サンバイオ|外傷性脳損傷治療薬「SB623」に対する早期承認審査の期限内結果受領未達の是非


サンバイオは先駆け審査指定制度による早期承認を目指す外傷性脳損傷治療薬「SB623」の審査状況について、審査期間6ヶ月の期限となる9月までの承認取得の可能性が無いことを報告しました。

SB623と同様に先駆け審査指定制度を利用し、承認(条件付き)までたどり着けた製品は13に上ります。

そのうち、オーファンパシフィック社のオラデオ(一般名:ベロトラルスタット)を除く12製品が同期限内に承認されていました。
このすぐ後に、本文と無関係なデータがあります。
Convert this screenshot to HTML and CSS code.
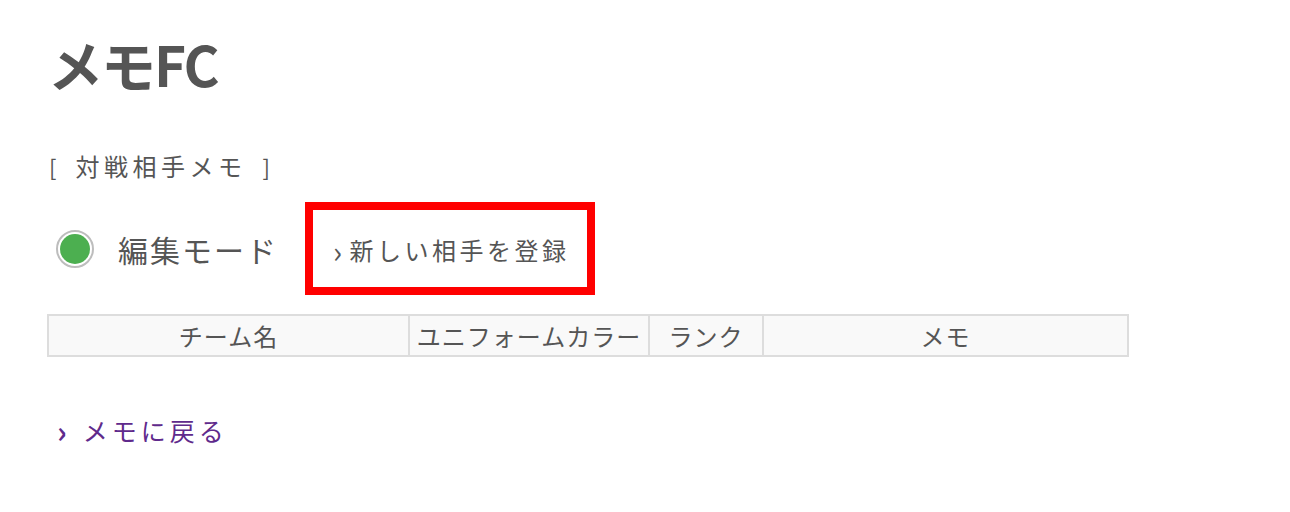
FILE: index.html
```html
<!DOCTYPE html>
<html lang="ja">
<head>
<meta charset="utf-8">
<title>メモFC</title>
<link rel="stylesheet" href="styles.css">
</head>
<body>
<div class="page">
  <h1 class="title">メモFC</h1>
  <p class="section"><span class="br">[</span><span class="section-text">対戦相手メモ</span><span class="br">]</span></p>
  <div class="mode-row">
    <label class="radio">
      <span class="radio-ring"><span class="radio-dot"></span></span>
      <span class="mode-label">編集モード</span>
    </label>
    <a class="add-link" href="#"><span class="chev">›</span>新しい相手を登録</a>
  </div>
  <table class="memo-table">
    <colgroup>
      <col class="c-name">
      <col class="c-color">
      <col class="c-rank">
      <col class="c-memo">
    </colgroup>
    <thead>
      <tr>
        <th>チーム名</th>
        <th>ユニフォームカラー</th>
        <th>ランク</th>
        <th>メモ</th>
      </tr>
    </thead>
  </table>
  <a class="back-link" href="#"><span class="chev">›</span>メモに戻る</a>
</div>
</body>
</html>
```

FILE: styles.css
```css
html, body {
  margin: 0;
  padding: 0;
  background: #ffffff;
}

body {
  font-family: "Noto Sans CJK JP", "Noto Sans", sans-serif;
  color: #555555;
}

.page {
  padding: 0 0 0 47px;
}

.title {
  margin: 35px 0 0 1px;
  font-size: 55px;
  line-height: 56px;
  font-weight: 700;
  letter-spacing: -2px;
  color: #555555;
}

.section {
  display: flex;
  align-items: center;
  margin: 61px 0 0 2px;
  font-size: 24px;
  line-height: 28px;
  color: #555555;
}

.section .br {
  font-size: 22px;
}

.section-text {
  margin: 0 16px 0 19px;
  letter-spacing: 4.5px;
}

.mode-row {
  display: flex;
  align-items: center;
  margin-top: 22px;
}

.radio {
  display: flex;
  align-items: center;
  margin-left: 9px;
}

.radio-ring {
  box-sizing: border-box;
  width: 38px;
  height: 38px;
  border-radius: 50%;
  border: 2px solid #bdbdbd;
  display: flex;
  align-items: center;
  justify-content: center;
}

.radio-dot {
  width: 30px;
  height: 30px;
  border-radius: 50%;
  background: #4caf50;
}

.mode-label {
  margin-left: 24px;
  font-size: 30px;
  line-height: 36px;
  letter-spacing: 2px;
}

.add-link {
  display: flex;
  align-items: center;
  box-sizing: border-box;
  width: 290px;
  height: 93px;
  margin-left: 27px;
  padding: 2px 0 0 20px;
  border: 8px solid #ff0000;
  color: #555555;
  text-decoration: none;
  font-size: 24px;
  line-height: 30px;
  letter-spacing: 3.5px;
}

.chev {
  font-size: 30px;
  line-height: 30px;
  margin-right: 2px;
}

.add-link .chev {
  font-weight: 400;
  margin-right: 4px;
}

.memo-table {
  margin-top: 19px;
  width: 1080px;
  table-layout: fixed;
  border-collapse: collapse;
}

.c-name { width: 361px; }
.c-color { width: 240px; }
.c-rank { width: 114px; }
.c-memo { width: 365px; }

.memo-table th {
  height: 39px;
  padding: 0;
  border: 2px solid #dddddd;
  background: #f9f9f9;
  font-weight: 400;
  font-size: 24px;
  line-height: 38px;
  color: #555555;
  letter-spacing: 1px;
  white-space: nowrap;
  overflow: hidden;
}

.back-link {
  display: inline-flex;
  align-items: center;
  margin: 58px 0 0 10px;
  color: #5f2a8c;
  text-decoration: none;
  font-size: 25px;
  line-height: 30px;
  letter-spacing: 4px;
}

.back-link .chev {
  font-weight: 700;
  margin-right: 12px;
}
```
同制度を利用した承認薬の中で唯一審査期間が6ヶ月を超えたオラデオに関しては、オーファンパシフィック社がPMDAとの事前相談が不十分な状態において承認申請を行ったことや、PMDAが求める追加データの提出が同期限間際であったこと、非臨床試験結果の再評価に時間が掛かったことをPMDAは理由に上げています。

オラデオに関する事例を踏まえると、PMDAによるSB623の審査の遅れは、試験結果の再評価が行われているからではないでしょうか。

サンバイオは有効性を評価するため、主要評価項目以外に、DRS(機能障害評価尺度)およびFMMS(ヒューゲルマイヤー評価尺度)の臨床的に有益であると解釈できる最小の変化値(MCID)を設定した方法によって有効性を評価しています。

そして、MCIDを用いた評価法の有用性を論じています。

その背景には、SB623による外傷性脳損傷フェーズ2試験において、24週間での主要評価項目は達成されたものの、48週間での同項目が未達成だったことが上げられそうです。




参照:サンバイオ(事業計画及び成長可能性に関する事項)

米国では承認審査で用いる主要評価項目(ここでは審査に決定的な影響を与える評価項目と定義)の変更には時間を要し、試験完了後の主要評価項目の変更は例を見ません。

また、主要評価項目の変更を論じるケースでは、従来の評価項目での結果が不十分である場合が多く、サンバイオが苦境に立たされていることにも繋がります。

オラデオの非臨床試験結果の再評価は安全性に関するものであり、SB623のような有効性に関するものではありませんでした。

そのため、サンバイオがPMDAに対してMCIDを用いた評価の有用性を納得させられるかどうかが鍵になりそうです。